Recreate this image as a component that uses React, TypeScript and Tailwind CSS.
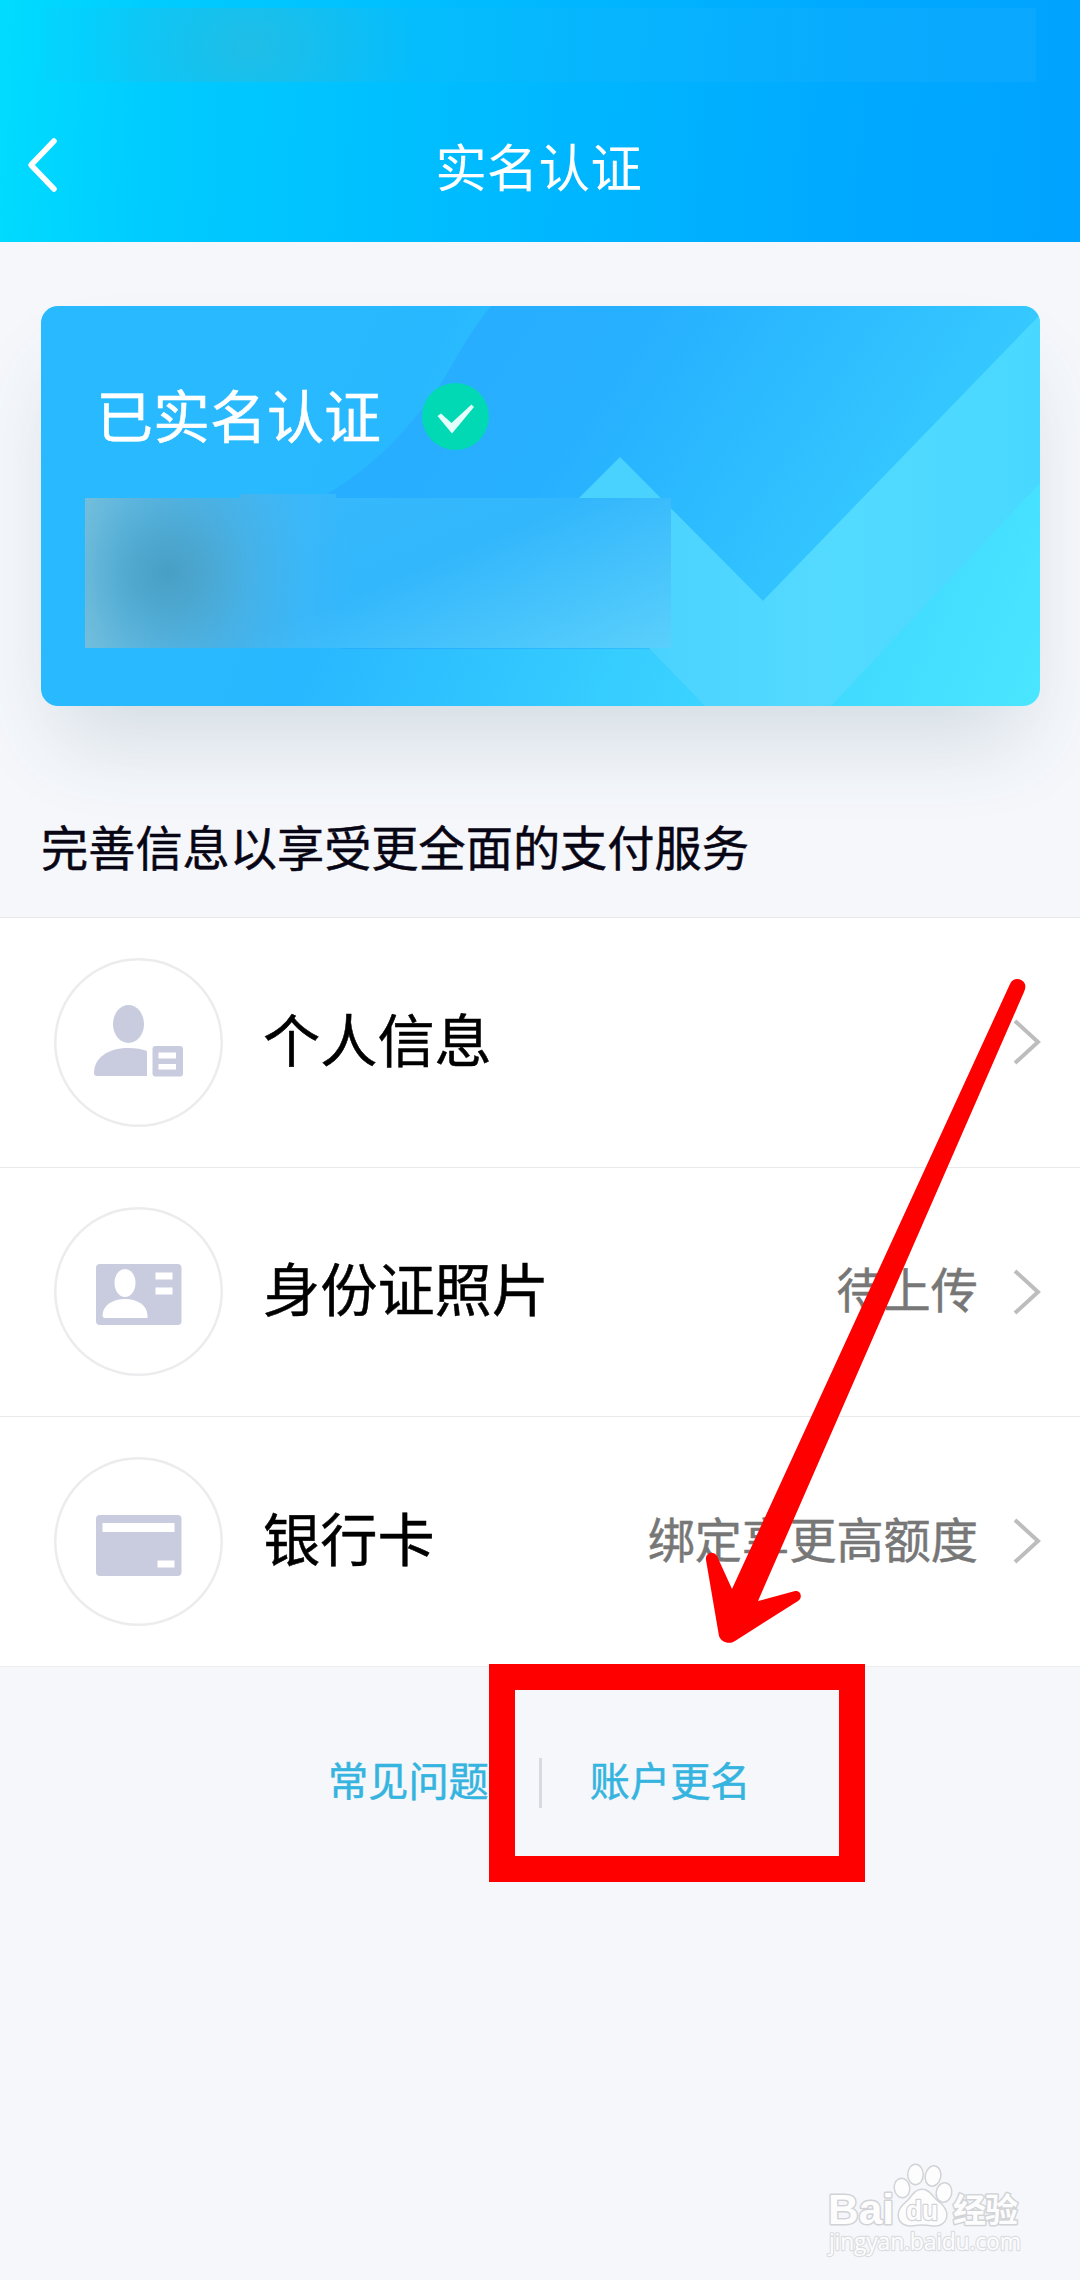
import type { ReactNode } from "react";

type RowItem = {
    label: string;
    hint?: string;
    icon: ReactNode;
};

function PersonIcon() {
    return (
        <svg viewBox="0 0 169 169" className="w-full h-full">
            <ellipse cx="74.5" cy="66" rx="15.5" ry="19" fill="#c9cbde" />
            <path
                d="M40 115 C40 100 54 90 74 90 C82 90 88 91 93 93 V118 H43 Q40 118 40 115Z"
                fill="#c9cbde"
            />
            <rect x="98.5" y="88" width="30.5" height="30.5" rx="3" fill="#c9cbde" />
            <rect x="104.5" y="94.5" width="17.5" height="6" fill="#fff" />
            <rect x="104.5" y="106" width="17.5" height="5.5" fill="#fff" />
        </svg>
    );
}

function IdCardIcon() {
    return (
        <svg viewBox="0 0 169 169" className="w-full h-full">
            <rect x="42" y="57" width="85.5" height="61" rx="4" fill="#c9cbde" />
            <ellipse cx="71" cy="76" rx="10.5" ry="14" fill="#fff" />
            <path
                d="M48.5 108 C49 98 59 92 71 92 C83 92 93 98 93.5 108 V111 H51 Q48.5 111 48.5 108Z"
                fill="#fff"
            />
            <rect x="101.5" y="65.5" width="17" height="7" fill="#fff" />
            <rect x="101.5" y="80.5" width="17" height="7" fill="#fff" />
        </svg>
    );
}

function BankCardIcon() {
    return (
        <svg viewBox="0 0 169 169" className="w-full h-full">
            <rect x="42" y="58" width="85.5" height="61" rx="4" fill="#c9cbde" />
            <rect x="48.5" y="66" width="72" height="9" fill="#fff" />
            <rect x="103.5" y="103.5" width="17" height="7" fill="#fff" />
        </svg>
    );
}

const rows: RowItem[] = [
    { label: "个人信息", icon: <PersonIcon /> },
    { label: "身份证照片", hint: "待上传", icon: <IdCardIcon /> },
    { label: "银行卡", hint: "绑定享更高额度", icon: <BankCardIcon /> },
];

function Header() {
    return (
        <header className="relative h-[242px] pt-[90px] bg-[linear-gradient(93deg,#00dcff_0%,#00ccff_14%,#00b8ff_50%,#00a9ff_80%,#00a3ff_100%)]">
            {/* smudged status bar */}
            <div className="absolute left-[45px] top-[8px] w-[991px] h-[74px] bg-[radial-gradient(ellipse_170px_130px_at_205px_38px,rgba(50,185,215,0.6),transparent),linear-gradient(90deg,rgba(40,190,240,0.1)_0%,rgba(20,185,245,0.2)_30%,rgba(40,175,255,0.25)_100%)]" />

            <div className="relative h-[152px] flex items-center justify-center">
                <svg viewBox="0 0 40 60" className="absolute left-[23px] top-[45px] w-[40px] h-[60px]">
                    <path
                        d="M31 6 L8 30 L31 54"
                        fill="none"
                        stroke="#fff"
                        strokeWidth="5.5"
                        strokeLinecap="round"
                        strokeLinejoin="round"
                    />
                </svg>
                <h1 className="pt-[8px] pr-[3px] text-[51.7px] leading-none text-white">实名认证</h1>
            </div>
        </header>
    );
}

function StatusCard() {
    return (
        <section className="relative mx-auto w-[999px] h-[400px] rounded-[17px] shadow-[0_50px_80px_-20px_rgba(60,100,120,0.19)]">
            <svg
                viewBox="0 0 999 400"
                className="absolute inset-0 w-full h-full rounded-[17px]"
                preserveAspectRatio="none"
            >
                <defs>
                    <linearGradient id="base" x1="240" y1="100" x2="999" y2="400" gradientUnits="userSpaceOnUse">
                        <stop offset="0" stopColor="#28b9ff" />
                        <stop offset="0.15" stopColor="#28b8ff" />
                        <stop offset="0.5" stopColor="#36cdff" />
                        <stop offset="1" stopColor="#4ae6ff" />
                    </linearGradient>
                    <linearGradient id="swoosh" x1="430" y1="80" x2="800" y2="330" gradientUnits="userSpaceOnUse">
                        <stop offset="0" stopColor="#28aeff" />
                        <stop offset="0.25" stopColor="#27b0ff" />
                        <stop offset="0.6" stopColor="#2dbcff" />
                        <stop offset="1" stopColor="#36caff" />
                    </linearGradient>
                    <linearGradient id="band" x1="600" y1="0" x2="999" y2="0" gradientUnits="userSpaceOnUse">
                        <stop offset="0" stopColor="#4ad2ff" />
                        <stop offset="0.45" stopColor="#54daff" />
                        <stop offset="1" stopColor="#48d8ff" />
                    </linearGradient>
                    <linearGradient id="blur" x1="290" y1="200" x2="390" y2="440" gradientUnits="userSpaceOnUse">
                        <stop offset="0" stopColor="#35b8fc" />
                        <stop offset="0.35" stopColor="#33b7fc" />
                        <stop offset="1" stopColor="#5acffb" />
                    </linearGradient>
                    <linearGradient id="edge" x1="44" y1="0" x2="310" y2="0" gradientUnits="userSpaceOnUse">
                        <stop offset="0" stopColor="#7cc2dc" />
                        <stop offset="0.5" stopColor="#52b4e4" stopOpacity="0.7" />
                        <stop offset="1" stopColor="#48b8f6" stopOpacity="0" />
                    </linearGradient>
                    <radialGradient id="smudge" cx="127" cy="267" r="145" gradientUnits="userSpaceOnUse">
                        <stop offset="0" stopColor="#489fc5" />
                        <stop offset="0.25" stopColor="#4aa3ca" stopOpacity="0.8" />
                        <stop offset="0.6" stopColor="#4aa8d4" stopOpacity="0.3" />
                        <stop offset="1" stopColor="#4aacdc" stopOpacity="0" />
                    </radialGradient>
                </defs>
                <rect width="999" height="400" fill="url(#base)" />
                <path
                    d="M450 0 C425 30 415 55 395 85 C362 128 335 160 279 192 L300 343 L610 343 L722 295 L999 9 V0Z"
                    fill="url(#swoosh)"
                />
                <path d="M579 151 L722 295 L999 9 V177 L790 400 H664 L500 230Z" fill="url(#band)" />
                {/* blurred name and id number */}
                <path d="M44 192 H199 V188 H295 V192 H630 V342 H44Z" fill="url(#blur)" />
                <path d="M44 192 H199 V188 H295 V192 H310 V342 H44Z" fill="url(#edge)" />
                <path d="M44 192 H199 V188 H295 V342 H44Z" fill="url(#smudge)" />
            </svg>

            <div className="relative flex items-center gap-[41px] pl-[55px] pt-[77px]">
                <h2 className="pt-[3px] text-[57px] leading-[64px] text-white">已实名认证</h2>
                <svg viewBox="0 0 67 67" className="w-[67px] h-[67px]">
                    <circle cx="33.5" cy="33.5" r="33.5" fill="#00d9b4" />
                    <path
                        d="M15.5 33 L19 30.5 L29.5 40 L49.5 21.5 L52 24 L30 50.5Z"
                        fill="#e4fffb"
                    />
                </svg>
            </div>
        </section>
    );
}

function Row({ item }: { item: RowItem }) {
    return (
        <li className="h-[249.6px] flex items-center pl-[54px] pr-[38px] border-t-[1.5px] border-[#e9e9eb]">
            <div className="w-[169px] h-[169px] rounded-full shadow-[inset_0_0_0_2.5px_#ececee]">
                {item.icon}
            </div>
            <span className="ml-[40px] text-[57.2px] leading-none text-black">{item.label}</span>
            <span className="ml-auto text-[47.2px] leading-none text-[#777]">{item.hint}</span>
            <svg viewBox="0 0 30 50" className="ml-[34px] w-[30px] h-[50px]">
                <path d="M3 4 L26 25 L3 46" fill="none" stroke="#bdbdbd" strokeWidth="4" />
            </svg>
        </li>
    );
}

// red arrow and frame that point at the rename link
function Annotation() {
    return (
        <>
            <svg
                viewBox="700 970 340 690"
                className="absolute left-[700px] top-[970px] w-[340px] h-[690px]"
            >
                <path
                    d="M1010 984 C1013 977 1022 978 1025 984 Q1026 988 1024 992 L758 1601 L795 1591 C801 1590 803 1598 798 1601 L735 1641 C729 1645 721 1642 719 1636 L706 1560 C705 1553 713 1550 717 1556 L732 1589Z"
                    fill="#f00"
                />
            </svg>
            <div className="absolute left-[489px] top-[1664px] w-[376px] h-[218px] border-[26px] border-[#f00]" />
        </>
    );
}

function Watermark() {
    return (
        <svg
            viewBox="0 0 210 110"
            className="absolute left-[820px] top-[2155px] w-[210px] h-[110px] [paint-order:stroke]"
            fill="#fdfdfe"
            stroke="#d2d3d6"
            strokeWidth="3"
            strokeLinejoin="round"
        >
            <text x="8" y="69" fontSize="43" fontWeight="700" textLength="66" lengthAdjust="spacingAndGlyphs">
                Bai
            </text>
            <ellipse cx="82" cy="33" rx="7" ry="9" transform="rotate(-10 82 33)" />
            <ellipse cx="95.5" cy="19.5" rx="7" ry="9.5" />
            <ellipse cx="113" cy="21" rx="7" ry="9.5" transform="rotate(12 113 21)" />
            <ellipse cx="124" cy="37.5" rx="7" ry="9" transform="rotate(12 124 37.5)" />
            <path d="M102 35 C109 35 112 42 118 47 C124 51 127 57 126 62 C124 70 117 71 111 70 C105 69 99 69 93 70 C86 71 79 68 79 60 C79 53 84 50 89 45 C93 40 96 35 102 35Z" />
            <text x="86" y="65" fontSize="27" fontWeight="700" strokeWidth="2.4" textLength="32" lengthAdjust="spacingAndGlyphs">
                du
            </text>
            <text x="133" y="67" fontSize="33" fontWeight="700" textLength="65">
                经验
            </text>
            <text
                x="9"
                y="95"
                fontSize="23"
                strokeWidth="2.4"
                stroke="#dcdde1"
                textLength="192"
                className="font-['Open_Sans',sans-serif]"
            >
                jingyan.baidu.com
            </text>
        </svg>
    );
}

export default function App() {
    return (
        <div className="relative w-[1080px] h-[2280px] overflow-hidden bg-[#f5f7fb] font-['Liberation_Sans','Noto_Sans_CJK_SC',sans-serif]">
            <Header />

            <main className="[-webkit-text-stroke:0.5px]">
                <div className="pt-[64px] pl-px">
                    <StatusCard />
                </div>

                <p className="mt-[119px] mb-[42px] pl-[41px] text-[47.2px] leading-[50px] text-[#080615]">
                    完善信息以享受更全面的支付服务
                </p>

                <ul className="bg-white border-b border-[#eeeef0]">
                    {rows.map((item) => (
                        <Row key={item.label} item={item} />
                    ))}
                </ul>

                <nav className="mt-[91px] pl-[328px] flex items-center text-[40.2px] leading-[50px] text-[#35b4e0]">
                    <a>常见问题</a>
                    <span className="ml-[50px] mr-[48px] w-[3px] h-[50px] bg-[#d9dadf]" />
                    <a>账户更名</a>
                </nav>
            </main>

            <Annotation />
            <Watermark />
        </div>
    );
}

### The task
Return each line with "that".

### Answer for this exercise
Recreate this image as a component that uses React, TypeScript and Tailwind CSS.
// red arrow and frame that point at the rename link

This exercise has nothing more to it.